Rep. Bill Pascrell (D-Paterson) delivered a withering criticism of a new strategic plan announced by Postmaster General Louis DeJoy that would cut Postal Service hours and slow mail delivery while raising postage rates.
“This so-called plan offered by USPS leadership should itself be a dead letter,” Pascrell said. “Americans demand the restoration of the reliable postal service they have always known and are entitled to as citizens of this country. Today’s announcement is a blueprint for the Post Office’s continued decay and destruction.”
DeJoy’s proposal would extend delivery windows for first-class packages by a day, broadening delivery standards the agency has often failed to meet under his tenure. It would also see the return of early post office closures that caused a public outcry and accusations of attempted electoral interference this summer.

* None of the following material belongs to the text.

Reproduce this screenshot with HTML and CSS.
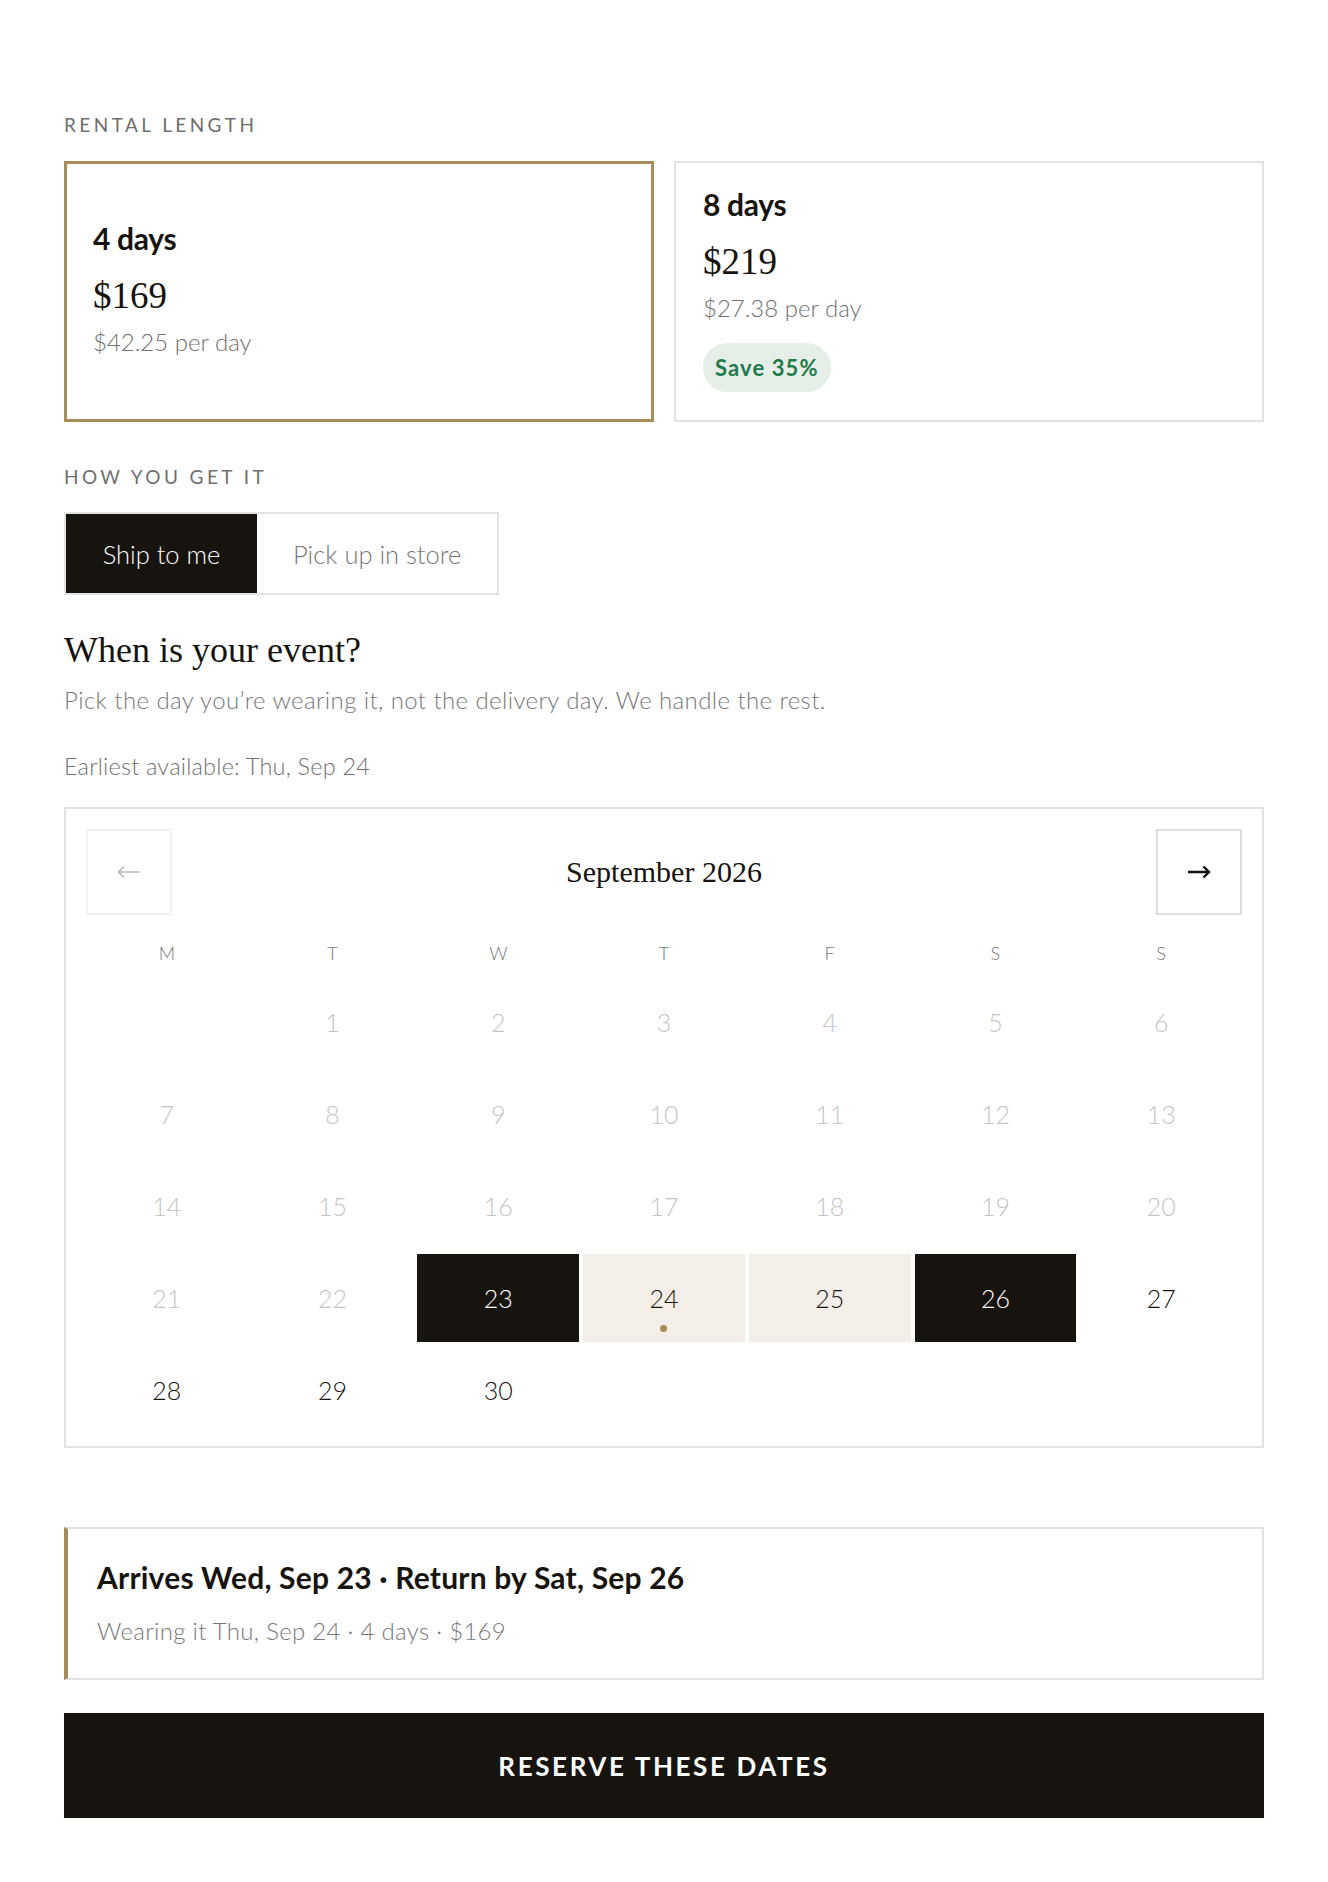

The change in postal rates is perhaps the least controversial measure. That policy could help the Postal Service claw its way out from under $188 billion in liabilities.
But the postmaster’s plan isn’t winning him any praise from Democrats already aggravated over what they see as an attempt to hamper widespread mail-in voting last year.
“It is yet one more demonstration of why the whole leadership over there needs to be removed,” Pascrell said. “The entire sitting Postal Board of Governors should be fired immediately for their silence and complicity in USPS’s decimation, and then Mr. DeJoy should be should be escorted to the street where his bags are waiting for him. Every day we wait to clean house further endangers the American Post Office.”